Mr. Gunn was one of my chief encouragers in the work of the Lord and, among other things such as his personal friendship and fellowship and his prayers, I shall greatly miss his letters. As a fitting close to this brief sketch, I quote from the words of his last letter to me which was written on September 24, 1982, words which express his usual gracious and gentle manner:

Dear Brother Ross:

I deeply appreciate your kindness and thoughtfulness: your phone call, your card and letters. I have done very little writing, and am sorry that you had to wait so long for an acknowledgment of all these.

May the Lord Himself reward you fully, both now and in the future.
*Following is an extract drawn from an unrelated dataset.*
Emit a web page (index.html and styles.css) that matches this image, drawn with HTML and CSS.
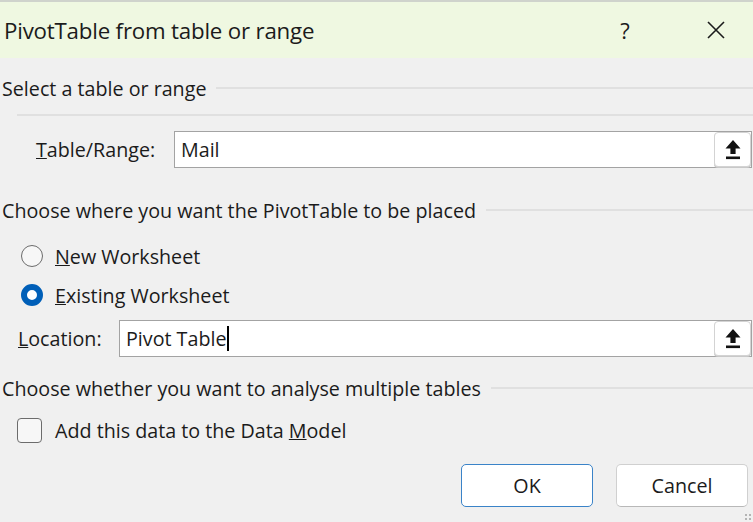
FILE: index.html
```html
<!DOCTYPE html>
<html lang="en">
<head>
<meta charset="utf-8">
<title>PivotTable from table or range</title>
<link rel="stylesheet" href="styles.css">
</head>
<body>
<div class="dialog">
  <div class="topstrip"></div>
  <header class="titlebar">
    <span class="title">PivotTable from table or range</span>
    <span class="help">?</span>
    <span class="close" aria-label="Close">
      <svg width="20" height="20" viewBox="0 0 20 20"><path d="M2 2 L18 18 M18 2 L2 18" stroke="#1b1b1b" stroke-width="1.6" fill="none"/></svg>
    </span>
  </header>
  <main class="body">
    <div class="group-head g1"><span>Select a table or range</span></div>
    <div class="rule"></div>
    <div class="field-row r-range">
      <label class="lbl lbl-range"><u>T</u>able/Range:</label>
      <div class="input">
        <span class="value">Mail</span>
        <span class="pick"><svg width="18" height="21" viewBox="0 0 18 21"><path d="M9 1 L16.5 9.5 L11.6 9.5 L11.6 15 L6.4 15 L6.4 9.5 L1.5 9.5 Z" fill="#111"/><rect x="2" y="17.5" width="14" height="2.6" fill="#111"/></svg></span>
      </div>
    </div>
    <div class="group-head g2"><span>Choose where you want the PivotTable to be placed</span></div>
    <div class="option r-new">
      <span class="radio"></span>
      <span class="opt-text"><u>N</u>ew Worksheet</span>
    </div>
    <div class="option r-exist">
      <span class="radio checked"></span>
      <span class="opt-text"><u>E</u>xisting Worksheet</span>
    </div>
    <div class="field-row r-loc">
      <label class="lbl lbl-loc"><u>L</u>ocation:</label>
      <div class="input">
        <span class="value">Pivot Table<span class="caret"></span></span>
        <span class="pick"><svg width="18" height="21" viewBox="0 0 18 21"><path d="M9 1 L16.5 9.5 L11.6 9.5 L11.6 15 L6.4 15 L6.4 9.5 L1.5 9.5 Z" fill="#111"/><rect x="2" y="17.5" width="14" height="2.6" fill="#111"/></svg></span>
      </div>
    </div>
    <div class="group-head g3"><span>Choose whether you want to analyse multiple tables</span></div>
    <div class="option r-check">
      <span class="checkbox"></span>
      <span class="opt-text">Add this data to the Data <u>M</u>odel</span>
    </div>
    <div class="buttons">
      <button class="btn btn-default">OK</button>
      <button class="btn">Cancel</button>
    </div>
    <div class="grip"></div>
  </main>
</div>
</body>
</html>
```
FILE: styles.css
```css
* { box-sizing: border-box; }
html, body { margin: 0; padding: 0; }
body {
  width: 753px;
  height: 522px;
  overflow: hidden;
  background: #f0f0f0;
  font-family: "Open Sans", "Noto Sans", sans-serif;
  color: #1b1b1b;
}
.dialog { position: relative; width: 753px; height: 522px; display: flex; flex-direction: column; }
.topstrip { height: 2px; background: #cfd3cc; }
.titlebar {
  height: 56px;
  background: #eff8e1;
  display: flex;
  align-items: center;
  padding-left: 4px;
}
.title { font-size: 22.3px; flex: 1; letter-spacing: -0.2px; }
.help { font-size: 22px; width: 24px; text-align: center; margin-right: 69px; }
.close { width: 20px; height: 20px; margin-right: 27px; display: flex; }
.body { position: relative; flex: 1; font-size: 19.7px; }
.group-head {
  height: 28px;
  display: flex;
  align-items: center;
  padding-left: 2px;
  white-space: nowrap;
}
.group-head::after {
  content: "";
  flex: 1;
  height: 2px;
  background: #e0e0e0;
  margin-left: 10px;
}
.g1 { margin-top: 16px; }
.g2 { margin-top: 28px; }
.g3 { margin-top: 17px; }
.rule { height: 2px; background: #e0e0e0; margin: 12px 0 0 17px; }
.field-row { display: flex; align-items: center; height: 37px; }
.r-range { margin-top: 15px; }
.r-loc { margin-top: 11px; }
.lbl { white-space: nowrap; }
.lbl-range { padding-left: 36px; width: 174px; }
.lbl-loc { padding-left: 18px; width: 119px; }
.input {
  flex: 1;
  height: 37px;
  margin-right: 1px;
  background: #fff;
  border: 1px solid #a3a3a3;
  display: flex;
  align-items: center;
  padding-left: 6px;
}
.value { flex: 1; display: flex; align-items: center; }
.caret { display: inline-block; width: 1.5px; height: 25px; background: #000; margin-left: 1px; }
.pick {
  width: 37px;
  height: 35px;
  border: 1px solid #d3d3d3;
  border-radius: 4px;
  background: #fff;
  display: flex;
  align-items: center;
  justify-content: center;
  box-shadow: 0 1px 0 #c8c8c8;
}
.option { display: flex; align-items: center; height: 28px; }
.r-new { margin-top: 18px; }
.r-exist { margin-top: 11px; }
.r-check { margin-top: 14px; }
.radio {
  width: 22px; height: 22px;
  margin-left: 21px; margin-right: 12px;
  border-radius: 50%;
  border: 1.5px solid #6c6c6c;
  background: #f7f7f7;
}
.radio.checked {
  border: 6.5px solid #005fb8;
  background: #fff;
}
.checkbox {
  width: 25px; height: 25px;
  margin-left: 17px; margin-right: 13px;
  border: 1.5px solid #6c6c6c;
  border-radius: 4px;
  background: #f7f7f7;
}
.opt-text { white-space: nowrap; }
.buttons {
  display: flex;
  justify-content: flex-end;
  gap: 23px;
  margin-top: 20px;
  padding-right: 5px;
}
.btn {
  width: 132px;
  height: 43px;
  background: #fff;
  border: 1px solid #d0d0d0;
  border-bottom-color: #b8b8b8;
  border-radius: 5px;
  font-family: inherit;
  font-size: 19.7px;
  color: #1b1b1b;
}
.btn-default { border: 1.5px solid #3a83c8; }
.grip {
  position: absolute; right: 1px; bottom: 1px;
  width: 8px; height: 8px;
  background:
    radial-gradient(circle, #b4b4b4 1.3px, transparent 1.5px) 0 0 / 4px 4px;
}
```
I have very little strength just now but the doctors say that will increase. I can only hope so.

Following some personal words of counsel, Mr. Gunn closed by writing:

May the Lord bless you, Ross, and continue to make you a great blessing to His people.

With warm love in our Lord Jesus, I remain,

Sincerely in Him,

—The Editor

(Editor’s note: Additional gratitude is expressed to Dr. James T. Naismith for providing me with specific details of the funeral service for Mr. Gunn.)